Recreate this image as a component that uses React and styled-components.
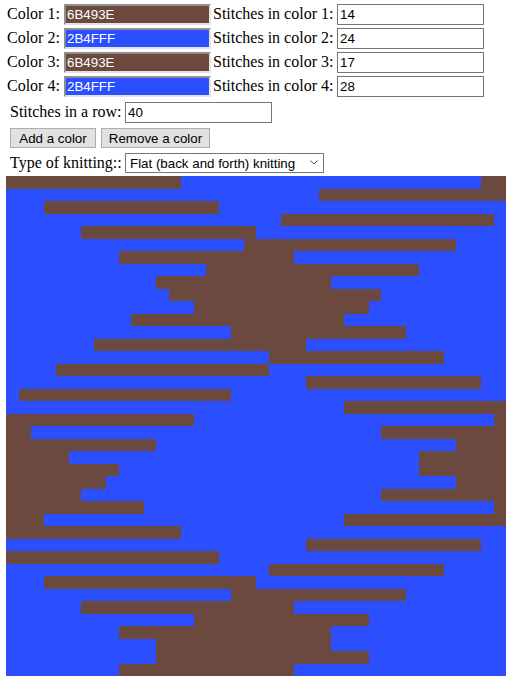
import React, { useMemo, useState } from 'react';
import styled, { createGlobalStyle } from 'styled-components';

const GlobalStyle = createGlobalStyle`
  html, body {
    margin: 0;
    padding: 0;
    background: #fff;
  }
  body {
    font-family: "Liberation Serif", "Times New Roman", serif;
    font-size: 16px;
    color: #000;
  }
`;

const Page = styled.div`
  padding-top: 2px;
`;

const ColorTable = styled.div`
  display: flex;
  flex-direction: column;
  padding-left: 7px;
`;

const FormRow = styled.div`
  display: flex;
  align-items: center;
  height: 24px;
  margin-top: ${(props) => props.$top || 0}px;
  gap: ${(props) => props.$gap || 0}px;
`;

const Label = styled.label`
  flex-shrink: 0;
  width: ${(props) => props.$width}px;
  margin-left: ${(props) => props.$left || 0}px;
  white-space: nowrap;
`;

const BaseInput = styled.input`
  box-sizing: border-box;
  flex-shrink: 0;
  width: 147px;
  height: 21px;
  margin: 0;
  padding: 1px 2px;
  font: 13.33px "Liberation Sans", Arial, sans-serif;
  outline: none;
`;

const ColorInput = styled(BaseInput)`
  padding: 1px;
  color: #fff;
  background: #${(props) => props.$hex};
  border: 2px solid;
  border-color: #8f8f8f #e3e3e3 #e3e3e3 #8f8f8f;
`;

const NumberInput = styled(BaseInput)`
  color: #000;
  background: #fff;
  border: 1px solid #767676;
`;

const Settings = styled.div`
  display: flex;
  flex-direction: column;
  padding-left: 10px;
  padding-top: 2px;
`;

const Button = styled.button`
  box-sizing: border-box;
  width: ${(props) => props.$width}px;
  height: 20px;
  margin: 0;
  padding: 0;
  font: 13.33px "Liberation Sans", Arial, sans-serif;
  color: #000;
  background: #e1e1e1;
  border: 1px solid #adadad;
  cursor: pointer;
`;

const SelectWrap = styled.div`
  position: relative;
  width: 199px;
  height: 20px;
`;

const Select = styled.select`
  box-sizing: border-box;
  appearance: none;
  width: 100%;
  height: 100%;
  margin: 0;
  padding: 0 0 0 4px;
  font: 13.33px "Liberation Sans", Arial, sans-serif;
  color: #000;
  background: #fff;
  border: 1px solid #767676;
  border-radius: 0;
  outline: none;
`;

const Chevron = styled.svg`
  position: absolute;
  right: 6px;
  top: 7px;
  pointer-events: none;
`;

const Pattern = styled.div`
  display: grid;
  grid-template-columns: repeat(${(props) => props.$cols}, 1fr);
  grid-auto-rows: ${(props) => 500 / props.$cols}px;
  width: 500px;
  margin: 1px 0 0 6px;
`;

const Stitch = styled.div`
  background: #${(props) => props.$hex};
`;

const initialColors = [
  { hex: '6B493E', count: 14 },
  { hex: '2B4FFF', count: 24 },
  { hex: '6B493E', count: 17 },
  { hex: '2B4FFF', count: 28 },
];

export default function App() {
  const [colors, setColors] = useState(initialColors);
  const [perRow, setPerRow] = useState(40);
  const [mode, setMode] = useState('flat');

  const updateColor = (index, key, value) => {
    setColors((list) =>
      list.map((c, i) => (i === index ? { ...c, [key]: value } : c))
    );
  };

  const cols = Math.max(1, Number(perRow) || 1);

  // lay the colour sequence out row by row; flat knitting turns every other row
  const stitches = useMemo(() => {
    const seq = [];
    colors.forEach((c) => {
      const n = Math.max(0, Number(c.count) || 0);
      for (let k = 0; k < n; k++) seq.push(c.hex);
    });
    if (!seq.length) return [];
    const cells = [];
    for (let r = 0; r < cols; r++) {
      for (let c = 0; c < cols; c++) {
        const col = mode === 'flat' && r % 2 === 1 ? cols - 1 - c : c;
        cells.push(seq[(r * cols + col) % seq.length]);
      }
    }
    return cells;
  }, [colors, cols, mode]);

  return (
    <Page>
      <GlobalStyle />
      <ColorTable>
        {colors.map((c, i) => (
          <FormRow key={i}>
            <Label $width={57}>Color {i + 1}:</Label>
            <ColorInput
              $hex={c.hex}
              value={c.hex}
              onChange={(e) => updateColor(i, 'hex', e.target.value)}
            />
            <Label $width={124} $left={2}>
              Stitches in color {i + 1}:
            </Label>
            <NumberInput
              value={c.count}
              onChange={(e) => updateColor(i, 'count', e.target.value)}
            />
          </FormRow>
        ))}
      </ColorTable>
      <Settings>
        <FormRow>
          <Label $width={115}>Stitches in a row:</Label>
          <NumberInput value={perRow} onChange={(e) => setPerRow(e.target.value)} />
        </FormRow>
        <FormRow $top={2} $gap={5}>
          <Button
            $width={86}
            onClick={() => setColors((l) => [...l, { hex: 'FFFFFF', count: 10 }])}
          >
            Add a color
          </Button>
          <Button $width={109} onClick={() => setColors((l) => l.slice(0, -1))}>
            Remove a color
          </Button>
        </FormRow>
        <FormRow $top={1}>
          <Label $width={115}>Type of knitting::</Label>
          <SelectWrap>
            <Select value={mode} onChange={(e) => setMode(e.target.value)}>
              <option value="flat">Flat (back and forth) knitting</option>
              <option value="round">Circular knitting</option>
            </Select>
            <Chevron width="8" height="5" viewBox="0 0 8 5">
              <path d="M0.5 0.5 L4 4 L7.5 0.5" fill="none" stroke="#555" strokeWidth="1" />
            </Chevron>
          </SelectWrap>
        </FormRow>
      </Settings>
      <Pattern $cols={cols}>
        {stitches.map((hex, i) => (
          <Stitch key={i} $hex={hex} />
        ))}
      </Pattern>
    </Page>
  );
}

> **What the exercise asks**: Without the images, write out each line of the data verbatim.

> **Final result**:
Recreate this image as a component that uses React and styled-components.
import React, { useMemo, useState } from 'react';
import styled, { createGlobalStyle } from 'styled-components';

const GlobalStyle = createGlobalStyle`
  html, body {
    margin: 0;
    padding: 0;
    background: #fff;
  }
  body {
    font-family: "Liberation Serif", "Times New Roman", serif;
    font-size: 16px;
    color: #000;
  }
`;

const Page = styled.div`
  padding-top: 2px;
`;

const ColorTable = styled.div`
  display: flex;
  flex-direction: column;
  padding-left: 7px;
`;

const FormRow = styled.div`
  display: flex;
  align-items: center;
  height: 24px;
  margin-top: ${(props) => props.$top || 0}px;
  gap: ${(props) => props.$gap || 0}px;
`;

const Label = styled.label`
  flex-shrink: 0;
  width: ${(props) => props.$width}px;
  margin-left: ${(props) => props.$left || 0}px;
  white-space: nowrap;
`;

const BaseInput = styled.input`
  box-sizing: border-box;
  flex-shrink: 0;
  width: 147px;
  height: 21px;
  margin: 0;
  padding: 1px 2px;
  font: 13.33px "Liberation Sans", Arial, sans-serif;
  outline: none;
`;

const ColorInput = styled(BaseInput)`
  padding: 1px;
  color: #fff;
  background: #${(props) => props.$hex};
  border: 2px solid;
  border-color: #8f8f8f #e3e3e3 #e3e3e3 #8f8f8f;
`;

const NumberInput = styled(BaseInput)`
  color: #000;
  background: #fff;
  border: 1px solid #767676;
`;

const Settings = styled.div`
  display: flex;
  flex-direction: column;
  padding-left: 10px;
  padding-top: 2px;
`;

const Button = styled.button`
  box-sizing: border-box;
  width: ${(props) => props.$width}px;
  height: 20px;
  margin: 0;
  padding: 0;
  font: 13.33px "Liberation Sans", Arial, sans-serif;
  color: #000;
  background: #e1e1e1;
  border: 1px solid #adadad;
  cursor: pointer;
`;

const SelectWrap = styled.div`
  position: relative;
  width: 199px;
  height: 20px;
`;

const Select = styled.select`
  box-sizing: border-box;
  appearance: none;
  width: 100%;
  height: 100%;
  margin: 0;
  padding: 0 0 0 4px;
  font: 13.33px "Liberation Sans", Arial, sans-serif;
  color: #000;
  background: #fff;
  border: 1px solid #767676;
  border-radius: 0;
  outline: none;
`;

const Chevron = styled.svg`
  position: absolute;
  right: 6px;
  top: 7px;
  pointer-events: none;
`;

const Pattern = styled.div`
  display: grid;
  grid-template-columns: repeat(${(props) => props.$cols}, 1fr);
  grid-auto-rows: ${(props) => 500 / props.$cols}px;
  width: 500px;
  margin: 1px 0 0 6px;
`;

const Stitch = styled.div`
  background: #${(props) => props.$hex};
`;

const initialColors = [
  { hex: '6B493E', count: 14 },
  { hex: '2B4FFF', count: 24 },
  { hex: '6B493E', count: 17 },
  { hex: '2B4FFF', count: 28 },
];

export default function App() {
  const [colors, setColors] = useState(initialColors);
  const [perRow, setPerRow] = useState(40);
  const [mode, setMode] = useState('flat');

  const updateColor = (index, key, value) => {
    setColors((list) =>
      list.map((c, i) => (i === index ? { ...c, [key]: value } : c))
    );
  };

  const cols = Math.max(1, Number(perRow) || 1);

  // lay the colour sequence out row by row; flat knitting turns every other row
  const stitches = useMemo(() => {
    const seq = [];
    colors.forEach((c) => {
      const n = Math.max(0, Number(c.count) || 0);
      for (let k = 0; k < n; k++) seq.push(c.hex);
    });
    if (!seq.length) return [];
    const cells = [];
    for (let r = 0; r < cols; r++) {
      for (let c = 0; c < cols; c++) {
        const col = mode === 'flat' && r % 2 === 1 ? cols - 1 - c : c;
        cells.push(seq[(r * cols + col) % seq.length]);
      }
    }
    return cells;
  }, [colors, cols, mode]);

  return (
    <Page>
      <GlobalStyle />
      <ColorTable>
        {colors.map((c, i) => (
          <FormRow key={i}>
            <Label $width={57}>Color {i + 1}:</Label>
            <ColorInput
              $hex={c.hex}
              value={c.hex}
              onChange={(e) => updateColor(i, 'hex', e.target.value)}
            />
            <Label $width={124} $left={2}>
              Stitches in color {i + 1}:
            </Label>
            <NumberInput
              value={c.count}
              onChange={(e) => updateColor(i, 'count', e.target.value)}
            />
          </FormRow>
        ))}
      </ColorTable>
      <Settings>
        <FormRow>
          <Label $width={115}>Stitches in a row:</Label>
          <NumberInput value={perRow} onChange={(e) => setPerRow(e.target.value)} />
        </FormRow>
        <FormRow $top={2} $gap={5}>
          <Button
            $width={86}
            onClick={() => setColors((l) => [...l, { hex: 'FFFFFF', count: 10 }])}
          >
            Add a color
          </Button>
          <Button $width={109} onClick={() => setColors((l) => l.slice(0, -1))}>
            Remove a color
          </Button>
        </FormRow>
        <FormRow $top={1}>
          <Label $width={115}>Type of knitting::</Label>
          <SelectWrap>
            <Select value={mode} onChange={(e) => setMode(e.target.value)}>
              <option value="flat">Flat (back and forth) knitting</option>
              <option value="round">Circular knitting</option>
            </Select>
            <Chevron width="8" height="5" viewBox="0 0 8 5">
              <path d="M0.5 0.5 L4 4 L7.5 0.5" fill="none" stroke="#555" strokeWidth="1" />
            </Chevron>
          </SelectWrap>
        </FormRow>
      </Settings>
      <Pattern $cols={cols}>
        {stitches.map((hex, i) => (
          <Stitch key={i} $hex={hex} />
        ))}
      </Pattern>
    </Page>
  );
}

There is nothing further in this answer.